§ Problem to work on
Count how many lines hold the string "page". Give that number alone.

§ Dataset excerpts
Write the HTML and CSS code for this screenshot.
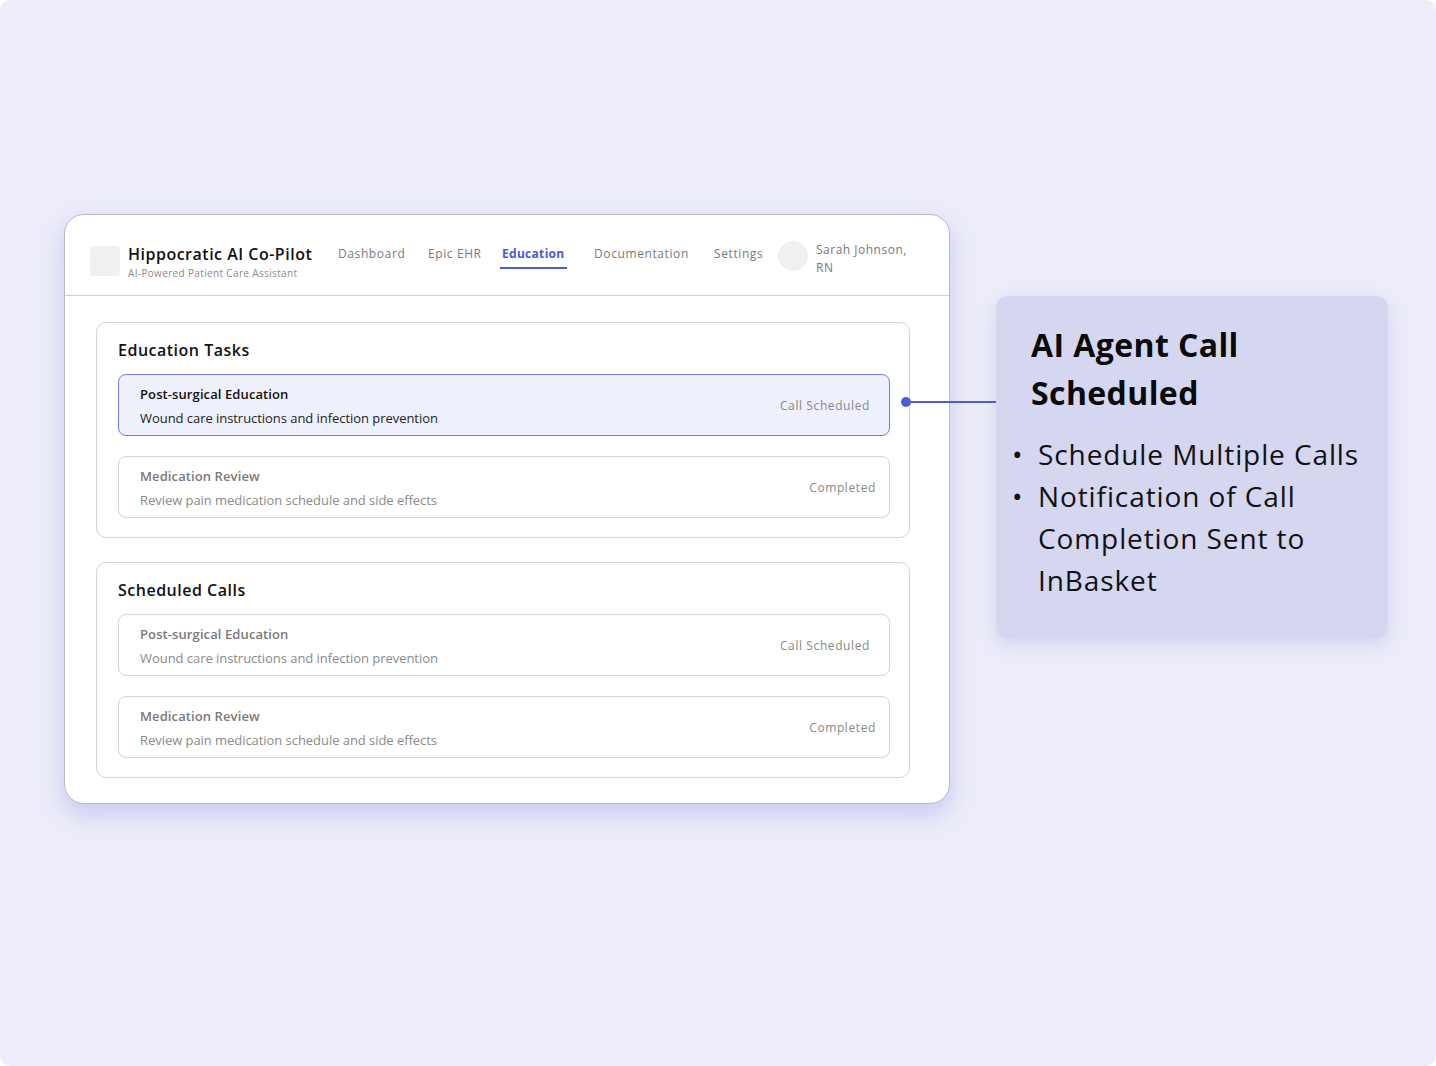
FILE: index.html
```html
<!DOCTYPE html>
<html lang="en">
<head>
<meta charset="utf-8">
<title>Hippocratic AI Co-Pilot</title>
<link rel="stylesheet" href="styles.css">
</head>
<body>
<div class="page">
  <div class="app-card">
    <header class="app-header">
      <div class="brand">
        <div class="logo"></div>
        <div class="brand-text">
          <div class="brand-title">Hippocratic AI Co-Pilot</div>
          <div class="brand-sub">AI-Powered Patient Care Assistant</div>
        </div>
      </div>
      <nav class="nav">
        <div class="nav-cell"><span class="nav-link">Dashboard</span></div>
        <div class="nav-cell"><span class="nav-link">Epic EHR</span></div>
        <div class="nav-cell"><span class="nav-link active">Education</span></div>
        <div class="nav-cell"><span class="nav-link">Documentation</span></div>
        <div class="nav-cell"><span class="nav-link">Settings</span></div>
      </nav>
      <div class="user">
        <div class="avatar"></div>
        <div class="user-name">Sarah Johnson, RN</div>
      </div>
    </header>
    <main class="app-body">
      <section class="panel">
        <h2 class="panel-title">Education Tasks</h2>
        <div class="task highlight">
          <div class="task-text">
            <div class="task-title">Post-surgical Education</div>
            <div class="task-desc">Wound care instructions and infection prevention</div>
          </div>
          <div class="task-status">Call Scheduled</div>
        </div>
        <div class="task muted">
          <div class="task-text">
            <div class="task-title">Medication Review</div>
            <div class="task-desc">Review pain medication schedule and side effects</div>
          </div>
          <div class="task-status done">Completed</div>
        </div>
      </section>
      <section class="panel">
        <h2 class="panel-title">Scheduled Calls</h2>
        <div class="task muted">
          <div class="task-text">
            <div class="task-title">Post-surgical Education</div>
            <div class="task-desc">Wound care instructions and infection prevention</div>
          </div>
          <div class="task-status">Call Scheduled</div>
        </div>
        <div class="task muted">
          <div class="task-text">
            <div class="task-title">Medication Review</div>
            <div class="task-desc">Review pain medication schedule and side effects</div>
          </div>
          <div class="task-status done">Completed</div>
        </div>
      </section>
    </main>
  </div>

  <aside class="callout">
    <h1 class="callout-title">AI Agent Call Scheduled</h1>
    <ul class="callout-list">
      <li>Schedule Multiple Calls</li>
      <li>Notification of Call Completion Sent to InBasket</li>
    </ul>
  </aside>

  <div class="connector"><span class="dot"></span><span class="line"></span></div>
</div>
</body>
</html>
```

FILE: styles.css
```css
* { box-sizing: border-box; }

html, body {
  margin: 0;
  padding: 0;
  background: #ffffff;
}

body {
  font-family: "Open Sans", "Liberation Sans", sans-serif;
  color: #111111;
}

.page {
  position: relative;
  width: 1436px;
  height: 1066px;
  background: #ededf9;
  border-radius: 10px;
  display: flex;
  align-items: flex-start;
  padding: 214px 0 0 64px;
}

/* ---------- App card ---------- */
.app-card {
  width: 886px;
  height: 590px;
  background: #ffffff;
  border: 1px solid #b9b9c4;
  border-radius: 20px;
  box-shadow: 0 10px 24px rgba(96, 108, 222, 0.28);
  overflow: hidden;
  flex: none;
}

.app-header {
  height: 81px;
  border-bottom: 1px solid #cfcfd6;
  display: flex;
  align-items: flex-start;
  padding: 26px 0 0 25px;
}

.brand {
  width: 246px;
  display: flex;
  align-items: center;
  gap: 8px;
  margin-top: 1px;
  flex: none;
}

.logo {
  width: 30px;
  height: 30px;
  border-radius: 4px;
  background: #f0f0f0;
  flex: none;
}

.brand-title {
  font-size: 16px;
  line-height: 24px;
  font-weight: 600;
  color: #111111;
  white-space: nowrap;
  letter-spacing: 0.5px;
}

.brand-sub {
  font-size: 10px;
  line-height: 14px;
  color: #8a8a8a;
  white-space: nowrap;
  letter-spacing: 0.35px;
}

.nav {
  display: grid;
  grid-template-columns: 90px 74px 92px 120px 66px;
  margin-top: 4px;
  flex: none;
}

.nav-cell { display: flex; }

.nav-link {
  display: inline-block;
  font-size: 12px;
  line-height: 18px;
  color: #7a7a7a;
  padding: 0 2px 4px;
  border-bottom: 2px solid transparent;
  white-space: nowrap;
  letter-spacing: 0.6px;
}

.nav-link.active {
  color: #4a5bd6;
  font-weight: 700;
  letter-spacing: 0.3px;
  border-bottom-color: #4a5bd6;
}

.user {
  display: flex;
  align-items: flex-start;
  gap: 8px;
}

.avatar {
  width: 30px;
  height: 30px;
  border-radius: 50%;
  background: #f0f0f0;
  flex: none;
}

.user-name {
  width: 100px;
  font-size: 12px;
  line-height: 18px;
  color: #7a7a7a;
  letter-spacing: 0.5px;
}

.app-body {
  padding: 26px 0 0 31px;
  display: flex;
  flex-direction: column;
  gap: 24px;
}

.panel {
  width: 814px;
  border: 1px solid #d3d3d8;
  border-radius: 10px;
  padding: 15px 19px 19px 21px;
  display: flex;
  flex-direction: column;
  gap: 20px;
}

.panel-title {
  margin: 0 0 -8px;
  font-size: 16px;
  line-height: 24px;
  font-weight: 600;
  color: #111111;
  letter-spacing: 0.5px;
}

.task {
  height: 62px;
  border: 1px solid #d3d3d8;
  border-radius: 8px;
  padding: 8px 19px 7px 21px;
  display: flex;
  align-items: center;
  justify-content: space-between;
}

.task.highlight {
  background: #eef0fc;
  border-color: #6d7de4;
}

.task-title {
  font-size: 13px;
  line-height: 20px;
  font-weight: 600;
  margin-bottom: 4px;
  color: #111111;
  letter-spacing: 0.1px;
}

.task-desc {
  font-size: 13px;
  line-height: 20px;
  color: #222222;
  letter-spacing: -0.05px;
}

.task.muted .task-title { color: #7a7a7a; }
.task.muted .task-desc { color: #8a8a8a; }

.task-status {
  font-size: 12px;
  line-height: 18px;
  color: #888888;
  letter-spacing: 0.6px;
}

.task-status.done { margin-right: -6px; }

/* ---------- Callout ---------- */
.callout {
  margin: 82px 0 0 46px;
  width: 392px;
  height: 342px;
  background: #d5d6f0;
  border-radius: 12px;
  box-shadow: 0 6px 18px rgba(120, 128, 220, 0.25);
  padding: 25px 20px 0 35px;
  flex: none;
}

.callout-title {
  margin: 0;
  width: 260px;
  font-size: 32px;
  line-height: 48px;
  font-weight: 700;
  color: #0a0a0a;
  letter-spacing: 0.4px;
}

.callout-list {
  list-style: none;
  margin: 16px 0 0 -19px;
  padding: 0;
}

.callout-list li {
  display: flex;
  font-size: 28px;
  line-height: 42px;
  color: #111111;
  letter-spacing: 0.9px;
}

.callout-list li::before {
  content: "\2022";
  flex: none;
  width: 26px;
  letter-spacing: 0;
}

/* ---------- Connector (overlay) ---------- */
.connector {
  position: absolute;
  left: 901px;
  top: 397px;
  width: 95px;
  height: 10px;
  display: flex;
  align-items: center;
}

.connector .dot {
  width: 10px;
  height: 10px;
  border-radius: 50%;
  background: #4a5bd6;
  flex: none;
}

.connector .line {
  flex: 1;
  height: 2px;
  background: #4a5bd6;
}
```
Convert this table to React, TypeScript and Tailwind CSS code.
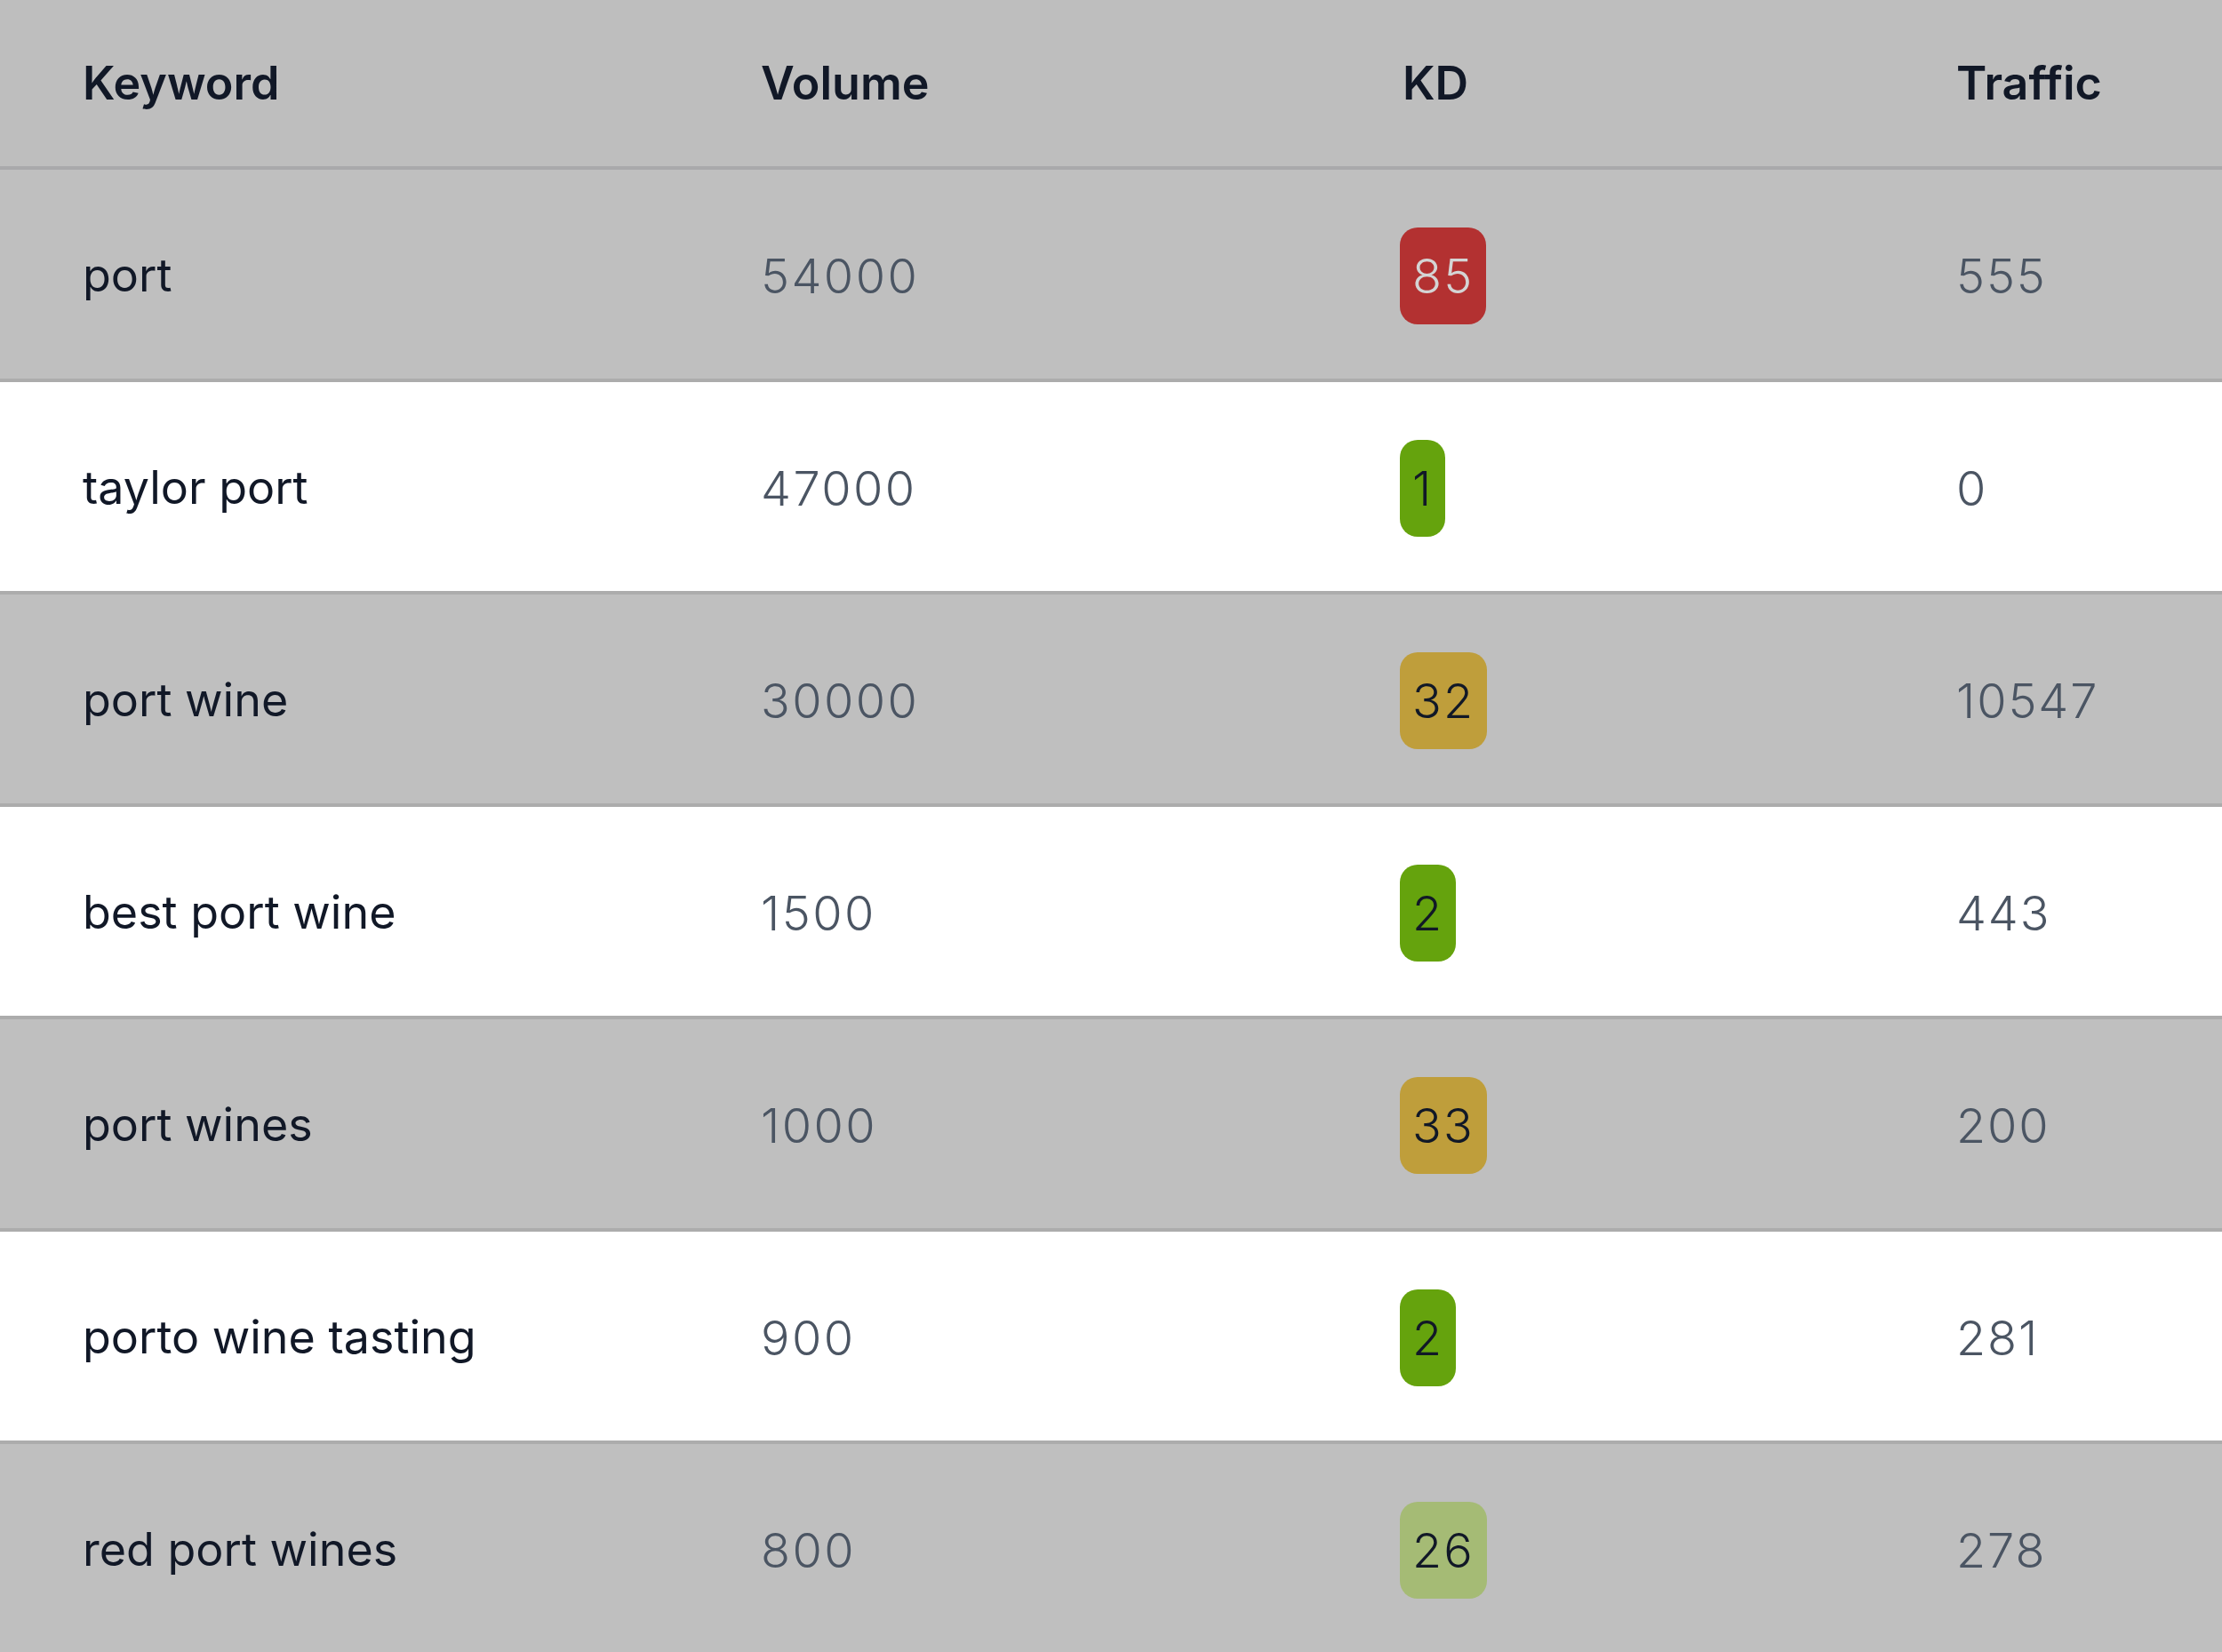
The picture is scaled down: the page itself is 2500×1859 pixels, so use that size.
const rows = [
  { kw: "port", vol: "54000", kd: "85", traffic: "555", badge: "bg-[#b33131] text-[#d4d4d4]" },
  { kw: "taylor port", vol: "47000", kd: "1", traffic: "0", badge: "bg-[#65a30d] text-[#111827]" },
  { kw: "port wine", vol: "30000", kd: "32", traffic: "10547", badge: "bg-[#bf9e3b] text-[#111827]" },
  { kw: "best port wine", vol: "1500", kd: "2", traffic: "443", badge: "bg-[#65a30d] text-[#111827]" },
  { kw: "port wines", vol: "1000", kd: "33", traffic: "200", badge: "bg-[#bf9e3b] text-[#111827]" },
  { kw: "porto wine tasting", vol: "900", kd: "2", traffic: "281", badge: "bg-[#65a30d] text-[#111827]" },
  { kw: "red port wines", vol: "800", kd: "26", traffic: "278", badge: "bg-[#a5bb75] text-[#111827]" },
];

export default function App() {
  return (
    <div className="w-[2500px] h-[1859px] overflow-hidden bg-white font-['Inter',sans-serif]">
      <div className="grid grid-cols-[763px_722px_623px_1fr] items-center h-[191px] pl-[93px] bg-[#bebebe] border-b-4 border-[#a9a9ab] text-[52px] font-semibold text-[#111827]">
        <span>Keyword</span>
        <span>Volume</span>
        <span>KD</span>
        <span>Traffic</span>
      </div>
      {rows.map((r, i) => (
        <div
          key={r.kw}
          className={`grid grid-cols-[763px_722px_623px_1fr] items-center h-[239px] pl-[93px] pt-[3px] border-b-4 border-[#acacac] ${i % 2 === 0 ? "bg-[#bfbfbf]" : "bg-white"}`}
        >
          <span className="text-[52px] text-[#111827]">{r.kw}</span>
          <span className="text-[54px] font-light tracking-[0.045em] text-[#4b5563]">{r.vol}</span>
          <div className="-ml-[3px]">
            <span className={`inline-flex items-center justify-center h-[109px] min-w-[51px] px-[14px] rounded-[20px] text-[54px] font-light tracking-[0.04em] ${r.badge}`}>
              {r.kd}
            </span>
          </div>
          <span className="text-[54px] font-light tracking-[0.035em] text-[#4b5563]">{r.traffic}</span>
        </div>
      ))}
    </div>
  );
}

§ Answer to this exercise
3